ストレリチア秘話No.374 花の栄枯盛衰とストレリチア

 花にも流行があり、はやり、すたれは避けられません。一世を風靡し、猫も子も飛びついて、我が世の春を歌った植物も、流行が去れば、誰も見向きもしなくなり、うち捨てられてゆくのが、この世の習いです。いったい、どうして、こんなことが起きるのか、原因は何、なのか?未だに分かっていないのが現状です。これさえ分かれば手の施しようはあるのに、と、なんとも情けない気分を抱えています。

 私は長い間、観光花摘み園でストレリチアの手伝いをしていました。その時、一番、困ったのは、お客さんから、

 「いつ、来てもストレリチアの花はパラパラしかないの。満開を見たかったのに」と、いわれることでした。お客は、他の花、同様、満開の賑やかさを期待してくるのです。

 ところがストレリチアは派手なパフォーマンスなどできようもありません。それでも、咲かせっぱなしなら、ともかく、咲けば切り花にして販売してしまうのですから、常時、咲いているのは、大した数ではありません。ストレリチアの花は、静かな舞で、孤高の美しさを秘めているもので、決して、派手にはしゃいで、人々を熱狂させることなど出来ません。

 これでは、流行のスターにはなれないでしょう。私は、これで良いと思っています。例え、流行の波に乗っても、「米枯盛衰」は必ず、やってきますから、後の没落が怖いのです。

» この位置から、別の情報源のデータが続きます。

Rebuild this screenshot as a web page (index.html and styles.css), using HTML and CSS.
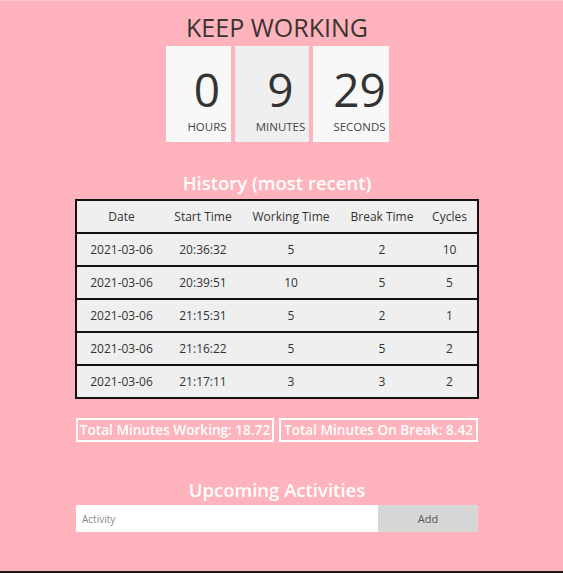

 ストレリチアの花は、鳥の姿に似せた独特のもので、他に例はありません。この特殊な個性で花の世界の一角を細々と生きてゆけば良いと思っています。花の咲き方も特別です。真夏の2ヵ月は休みますが、この季節、暑くて、人々は花どころではありませんから、なんら差し支えはありません。後は一年中、花が途絶えることがありません。季節によって多少があるとは言え、こんな重宝な花は、そうそう、ないのです。